Pd-catalyzed direct C-H bond functionalization of spirocyclic σ1 ligands: generation of a pharmacophore model and analysis of the reverse binding mode by docking into a 3D homology model of the σ1 receptor.

To explore the hydrophobic binding region of the σ(1) receptor protein, regioisomeric spirocyclic thiophenes 9-11 were developed as versatile building blocks. Regioselective α- and β-arylation using the catalyst systems PdCl(2)/bipy/Ag(2)CO(3) and PdCl(2)/P[OCH(CF(3))(2)](3)/Ag(2)CO(3) allowed the introduction of various aryl moieties at different positions in the last step of the synthesis.
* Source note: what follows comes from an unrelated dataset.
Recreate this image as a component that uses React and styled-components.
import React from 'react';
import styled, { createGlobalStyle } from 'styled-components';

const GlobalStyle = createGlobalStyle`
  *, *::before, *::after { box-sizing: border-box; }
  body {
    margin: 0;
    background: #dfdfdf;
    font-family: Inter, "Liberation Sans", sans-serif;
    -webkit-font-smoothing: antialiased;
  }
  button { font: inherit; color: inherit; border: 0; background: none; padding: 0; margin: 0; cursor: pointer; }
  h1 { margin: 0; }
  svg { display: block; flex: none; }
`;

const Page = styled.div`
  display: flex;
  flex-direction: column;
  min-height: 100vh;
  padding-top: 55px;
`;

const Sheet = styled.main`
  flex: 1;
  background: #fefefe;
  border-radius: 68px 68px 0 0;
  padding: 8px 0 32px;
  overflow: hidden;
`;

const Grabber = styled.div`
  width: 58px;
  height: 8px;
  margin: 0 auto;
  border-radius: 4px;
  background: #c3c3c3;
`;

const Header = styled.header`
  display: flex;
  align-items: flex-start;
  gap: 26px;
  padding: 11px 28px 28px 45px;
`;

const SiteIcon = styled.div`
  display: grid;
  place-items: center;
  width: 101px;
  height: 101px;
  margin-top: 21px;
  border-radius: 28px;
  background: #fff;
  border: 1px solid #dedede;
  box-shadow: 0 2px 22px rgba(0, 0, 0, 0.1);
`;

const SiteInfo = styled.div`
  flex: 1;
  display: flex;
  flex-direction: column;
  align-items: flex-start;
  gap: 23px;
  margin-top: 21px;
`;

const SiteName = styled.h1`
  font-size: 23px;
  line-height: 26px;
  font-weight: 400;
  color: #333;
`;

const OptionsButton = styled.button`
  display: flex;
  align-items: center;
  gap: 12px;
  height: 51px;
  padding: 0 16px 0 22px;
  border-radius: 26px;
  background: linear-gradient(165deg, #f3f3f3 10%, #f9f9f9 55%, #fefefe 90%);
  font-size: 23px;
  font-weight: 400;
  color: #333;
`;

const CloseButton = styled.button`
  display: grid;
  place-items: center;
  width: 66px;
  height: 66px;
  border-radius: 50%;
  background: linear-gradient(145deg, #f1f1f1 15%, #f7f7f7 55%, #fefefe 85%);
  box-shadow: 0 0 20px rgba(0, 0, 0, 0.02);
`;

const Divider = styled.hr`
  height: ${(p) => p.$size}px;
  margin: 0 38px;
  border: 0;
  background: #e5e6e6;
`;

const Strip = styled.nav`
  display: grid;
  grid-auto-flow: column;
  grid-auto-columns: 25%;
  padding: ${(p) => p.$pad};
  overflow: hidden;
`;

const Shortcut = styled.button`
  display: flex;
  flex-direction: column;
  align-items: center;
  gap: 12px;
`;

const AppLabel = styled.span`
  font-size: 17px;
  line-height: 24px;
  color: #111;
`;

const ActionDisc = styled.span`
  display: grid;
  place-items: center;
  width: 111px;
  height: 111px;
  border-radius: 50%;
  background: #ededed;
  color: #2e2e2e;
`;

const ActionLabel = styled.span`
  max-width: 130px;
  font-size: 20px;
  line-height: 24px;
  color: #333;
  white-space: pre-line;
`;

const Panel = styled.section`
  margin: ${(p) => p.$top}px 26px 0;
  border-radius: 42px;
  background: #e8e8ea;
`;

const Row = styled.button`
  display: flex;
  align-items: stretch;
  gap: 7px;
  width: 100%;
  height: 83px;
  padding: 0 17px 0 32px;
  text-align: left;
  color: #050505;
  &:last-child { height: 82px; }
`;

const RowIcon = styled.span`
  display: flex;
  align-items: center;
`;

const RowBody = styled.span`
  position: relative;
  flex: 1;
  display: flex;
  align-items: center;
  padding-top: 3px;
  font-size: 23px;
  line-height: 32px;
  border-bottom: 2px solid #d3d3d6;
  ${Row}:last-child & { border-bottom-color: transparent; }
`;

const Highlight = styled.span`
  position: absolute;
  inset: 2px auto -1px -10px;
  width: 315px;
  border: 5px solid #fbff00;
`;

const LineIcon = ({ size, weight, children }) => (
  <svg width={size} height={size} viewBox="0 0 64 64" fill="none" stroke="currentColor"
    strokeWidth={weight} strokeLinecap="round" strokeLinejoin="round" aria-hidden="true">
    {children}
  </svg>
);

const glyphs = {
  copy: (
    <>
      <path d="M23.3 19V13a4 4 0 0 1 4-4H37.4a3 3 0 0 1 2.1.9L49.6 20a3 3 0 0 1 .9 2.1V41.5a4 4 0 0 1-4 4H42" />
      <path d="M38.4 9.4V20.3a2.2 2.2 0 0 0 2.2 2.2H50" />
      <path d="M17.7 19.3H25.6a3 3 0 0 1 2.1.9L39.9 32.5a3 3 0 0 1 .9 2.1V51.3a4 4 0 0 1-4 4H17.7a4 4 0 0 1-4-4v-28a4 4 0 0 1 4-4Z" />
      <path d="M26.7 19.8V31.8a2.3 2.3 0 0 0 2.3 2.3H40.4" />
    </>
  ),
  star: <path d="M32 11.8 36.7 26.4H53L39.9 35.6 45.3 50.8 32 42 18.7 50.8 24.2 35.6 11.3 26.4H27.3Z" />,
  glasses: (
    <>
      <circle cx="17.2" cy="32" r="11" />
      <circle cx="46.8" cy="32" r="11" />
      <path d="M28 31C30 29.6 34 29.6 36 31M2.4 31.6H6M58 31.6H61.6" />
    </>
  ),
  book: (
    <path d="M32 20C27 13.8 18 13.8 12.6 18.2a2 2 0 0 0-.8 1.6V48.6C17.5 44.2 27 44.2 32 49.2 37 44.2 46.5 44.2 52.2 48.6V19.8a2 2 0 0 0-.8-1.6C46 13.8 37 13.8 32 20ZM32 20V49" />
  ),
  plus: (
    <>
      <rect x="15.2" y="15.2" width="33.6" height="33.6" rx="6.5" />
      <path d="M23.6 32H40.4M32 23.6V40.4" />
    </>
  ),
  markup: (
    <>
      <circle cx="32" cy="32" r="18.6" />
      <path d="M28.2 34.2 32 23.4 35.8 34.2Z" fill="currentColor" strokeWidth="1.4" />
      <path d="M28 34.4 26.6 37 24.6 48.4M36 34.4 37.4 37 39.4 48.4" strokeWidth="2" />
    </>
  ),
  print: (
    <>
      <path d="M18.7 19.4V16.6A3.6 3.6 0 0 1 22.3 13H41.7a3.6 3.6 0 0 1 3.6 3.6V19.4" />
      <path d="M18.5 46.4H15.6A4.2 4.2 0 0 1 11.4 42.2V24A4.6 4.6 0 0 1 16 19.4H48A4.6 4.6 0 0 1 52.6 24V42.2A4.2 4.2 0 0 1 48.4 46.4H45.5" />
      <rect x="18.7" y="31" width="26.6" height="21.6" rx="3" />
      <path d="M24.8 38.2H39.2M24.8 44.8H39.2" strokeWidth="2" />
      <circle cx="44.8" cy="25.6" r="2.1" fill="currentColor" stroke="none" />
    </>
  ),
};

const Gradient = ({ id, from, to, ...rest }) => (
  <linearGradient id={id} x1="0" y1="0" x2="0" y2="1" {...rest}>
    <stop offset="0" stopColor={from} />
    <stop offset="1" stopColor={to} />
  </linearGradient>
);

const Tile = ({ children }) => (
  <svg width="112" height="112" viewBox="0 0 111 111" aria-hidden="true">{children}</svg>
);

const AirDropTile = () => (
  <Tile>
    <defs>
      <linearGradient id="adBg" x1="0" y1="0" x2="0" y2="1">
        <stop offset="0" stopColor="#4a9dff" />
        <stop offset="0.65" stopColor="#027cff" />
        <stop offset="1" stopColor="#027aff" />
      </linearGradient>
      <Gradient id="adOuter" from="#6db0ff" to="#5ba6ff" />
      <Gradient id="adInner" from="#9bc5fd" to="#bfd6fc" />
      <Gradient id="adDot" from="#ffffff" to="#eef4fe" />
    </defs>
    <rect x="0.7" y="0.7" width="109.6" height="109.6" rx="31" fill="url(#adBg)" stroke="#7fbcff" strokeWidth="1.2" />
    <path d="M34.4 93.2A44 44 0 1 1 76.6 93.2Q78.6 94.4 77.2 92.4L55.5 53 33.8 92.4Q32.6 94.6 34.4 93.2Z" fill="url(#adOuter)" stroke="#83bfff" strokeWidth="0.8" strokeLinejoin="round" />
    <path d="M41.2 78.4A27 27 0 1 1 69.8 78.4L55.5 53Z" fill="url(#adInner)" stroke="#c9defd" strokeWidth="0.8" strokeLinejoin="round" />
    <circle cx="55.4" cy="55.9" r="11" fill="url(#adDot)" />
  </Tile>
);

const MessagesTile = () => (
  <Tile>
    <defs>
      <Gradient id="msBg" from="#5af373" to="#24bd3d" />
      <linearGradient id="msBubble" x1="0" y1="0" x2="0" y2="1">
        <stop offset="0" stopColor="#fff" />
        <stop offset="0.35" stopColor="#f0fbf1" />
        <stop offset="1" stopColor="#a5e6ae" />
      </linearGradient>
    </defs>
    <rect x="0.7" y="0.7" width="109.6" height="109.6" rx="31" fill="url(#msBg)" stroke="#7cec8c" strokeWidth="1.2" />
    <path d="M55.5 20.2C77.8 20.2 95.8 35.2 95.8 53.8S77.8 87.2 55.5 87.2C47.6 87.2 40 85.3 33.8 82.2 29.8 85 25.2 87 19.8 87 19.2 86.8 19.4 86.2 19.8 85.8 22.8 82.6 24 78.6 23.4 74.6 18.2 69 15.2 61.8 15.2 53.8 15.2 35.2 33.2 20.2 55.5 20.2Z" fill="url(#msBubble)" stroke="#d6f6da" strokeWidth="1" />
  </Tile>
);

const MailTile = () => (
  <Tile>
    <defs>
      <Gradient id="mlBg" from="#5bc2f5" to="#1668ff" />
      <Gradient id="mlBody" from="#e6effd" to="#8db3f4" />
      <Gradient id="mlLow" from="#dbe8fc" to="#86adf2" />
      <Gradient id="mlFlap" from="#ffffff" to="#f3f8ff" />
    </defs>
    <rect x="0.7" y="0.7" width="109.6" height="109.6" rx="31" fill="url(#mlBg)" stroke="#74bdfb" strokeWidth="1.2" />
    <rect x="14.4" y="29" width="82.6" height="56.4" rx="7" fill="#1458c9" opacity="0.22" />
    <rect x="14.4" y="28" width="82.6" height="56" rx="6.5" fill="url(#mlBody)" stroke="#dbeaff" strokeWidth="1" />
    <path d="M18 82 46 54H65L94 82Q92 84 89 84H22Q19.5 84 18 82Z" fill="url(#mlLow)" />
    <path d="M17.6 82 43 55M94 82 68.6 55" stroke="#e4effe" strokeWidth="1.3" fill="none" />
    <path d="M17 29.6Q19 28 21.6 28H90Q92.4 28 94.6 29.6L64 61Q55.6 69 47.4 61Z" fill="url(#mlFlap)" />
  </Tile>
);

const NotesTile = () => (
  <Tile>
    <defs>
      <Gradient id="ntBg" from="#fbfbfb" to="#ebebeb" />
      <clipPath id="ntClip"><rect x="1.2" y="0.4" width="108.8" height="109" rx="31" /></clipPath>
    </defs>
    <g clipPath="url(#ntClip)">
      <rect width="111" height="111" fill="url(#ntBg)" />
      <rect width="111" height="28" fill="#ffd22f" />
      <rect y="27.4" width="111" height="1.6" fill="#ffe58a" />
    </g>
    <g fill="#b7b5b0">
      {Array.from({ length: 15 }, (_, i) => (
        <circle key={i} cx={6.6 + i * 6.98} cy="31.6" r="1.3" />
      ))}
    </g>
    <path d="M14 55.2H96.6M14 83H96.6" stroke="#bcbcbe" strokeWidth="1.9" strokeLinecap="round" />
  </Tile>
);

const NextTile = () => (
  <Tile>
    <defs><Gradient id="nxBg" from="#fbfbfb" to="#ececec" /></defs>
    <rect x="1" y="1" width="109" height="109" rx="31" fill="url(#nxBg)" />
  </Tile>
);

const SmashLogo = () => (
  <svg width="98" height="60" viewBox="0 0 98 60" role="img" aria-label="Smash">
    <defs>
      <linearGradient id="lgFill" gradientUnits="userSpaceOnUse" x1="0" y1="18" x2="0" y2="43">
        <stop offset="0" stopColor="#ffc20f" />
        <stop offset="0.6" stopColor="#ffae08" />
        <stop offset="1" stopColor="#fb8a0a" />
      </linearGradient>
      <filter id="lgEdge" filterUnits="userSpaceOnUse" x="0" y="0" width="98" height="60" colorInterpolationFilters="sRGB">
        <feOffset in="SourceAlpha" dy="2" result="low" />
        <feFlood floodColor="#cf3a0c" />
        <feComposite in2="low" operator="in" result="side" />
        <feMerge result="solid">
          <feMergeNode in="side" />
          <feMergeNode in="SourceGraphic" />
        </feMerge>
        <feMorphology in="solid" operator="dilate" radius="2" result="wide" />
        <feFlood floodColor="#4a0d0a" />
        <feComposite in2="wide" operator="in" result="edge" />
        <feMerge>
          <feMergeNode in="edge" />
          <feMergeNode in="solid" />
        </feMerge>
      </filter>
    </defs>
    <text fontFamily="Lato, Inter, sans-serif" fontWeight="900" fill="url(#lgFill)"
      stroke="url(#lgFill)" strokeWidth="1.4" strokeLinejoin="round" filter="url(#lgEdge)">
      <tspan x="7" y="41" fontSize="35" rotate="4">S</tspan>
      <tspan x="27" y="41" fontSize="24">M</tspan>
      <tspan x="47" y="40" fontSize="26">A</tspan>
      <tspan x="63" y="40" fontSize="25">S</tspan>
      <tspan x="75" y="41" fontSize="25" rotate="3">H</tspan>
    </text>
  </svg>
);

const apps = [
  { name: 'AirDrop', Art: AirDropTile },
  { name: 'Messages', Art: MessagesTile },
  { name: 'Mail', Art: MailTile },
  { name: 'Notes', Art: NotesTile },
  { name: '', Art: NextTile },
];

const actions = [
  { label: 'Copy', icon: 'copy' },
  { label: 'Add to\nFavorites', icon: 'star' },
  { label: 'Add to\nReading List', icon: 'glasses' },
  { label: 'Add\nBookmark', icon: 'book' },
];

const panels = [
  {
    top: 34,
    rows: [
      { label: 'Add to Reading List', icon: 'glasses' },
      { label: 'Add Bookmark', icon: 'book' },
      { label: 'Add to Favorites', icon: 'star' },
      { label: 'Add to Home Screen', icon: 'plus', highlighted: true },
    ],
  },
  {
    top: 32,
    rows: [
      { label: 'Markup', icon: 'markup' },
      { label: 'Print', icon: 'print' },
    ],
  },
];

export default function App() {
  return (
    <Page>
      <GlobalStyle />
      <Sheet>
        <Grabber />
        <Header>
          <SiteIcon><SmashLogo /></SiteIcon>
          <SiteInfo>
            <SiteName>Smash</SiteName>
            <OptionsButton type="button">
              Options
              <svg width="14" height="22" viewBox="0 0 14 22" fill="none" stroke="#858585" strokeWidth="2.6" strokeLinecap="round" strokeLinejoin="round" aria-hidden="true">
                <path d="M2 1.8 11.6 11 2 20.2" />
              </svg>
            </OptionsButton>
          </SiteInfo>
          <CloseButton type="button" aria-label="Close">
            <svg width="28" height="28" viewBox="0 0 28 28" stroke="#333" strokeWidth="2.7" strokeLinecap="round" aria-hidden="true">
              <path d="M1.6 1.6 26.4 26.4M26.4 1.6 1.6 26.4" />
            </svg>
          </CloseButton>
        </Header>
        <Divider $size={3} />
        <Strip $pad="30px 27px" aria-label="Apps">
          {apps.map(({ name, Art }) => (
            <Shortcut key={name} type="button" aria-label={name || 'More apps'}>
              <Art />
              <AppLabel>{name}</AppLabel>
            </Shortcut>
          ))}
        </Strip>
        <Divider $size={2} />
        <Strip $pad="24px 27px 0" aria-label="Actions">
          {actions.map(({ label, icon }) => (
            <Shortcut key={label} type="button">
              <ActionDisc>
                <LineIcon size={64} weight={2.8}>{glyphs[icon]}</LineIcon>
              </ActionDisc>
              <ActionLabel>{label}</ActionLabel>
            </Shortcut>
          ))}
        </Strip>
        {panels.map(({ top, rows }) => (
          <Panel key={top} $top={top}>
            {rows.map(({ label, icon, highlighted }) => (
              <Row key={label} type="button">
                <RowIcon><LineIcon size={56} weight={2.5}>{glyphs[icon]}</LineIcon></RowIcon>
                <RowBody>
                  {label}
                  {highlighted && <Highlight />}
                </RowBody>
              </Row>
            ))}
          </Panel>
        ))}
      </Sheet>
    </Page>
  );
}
The increasing σ(1) affinity in the order 4 < 5/6 < 7/8 indicates that the positions of the additional aryl moiety and the S atom in the spirocyclic thiophene systems control the σ(1) affinity. The main features of the pharmacophore model developed for this class of σ(1) ligands are a positive ionizable group, a H-bond acceptor group, two hydrophobic moieties, and one hydrophobic aromatic group. Docking of the ligands into a σ(1) 3D homology model via molecular mechanics/Poisson-Boltzmann surface area calculations led to a very good correlation between the experimentally determined and estimated free energy of receptor binding. These calculations support the hypothesis of a reverse binding mode of ligands bearing the aryl moiety at the "top" (compounds 2, 3, 7, and 8) and "left" (compounds 4, 5, and 6) positions, respectively.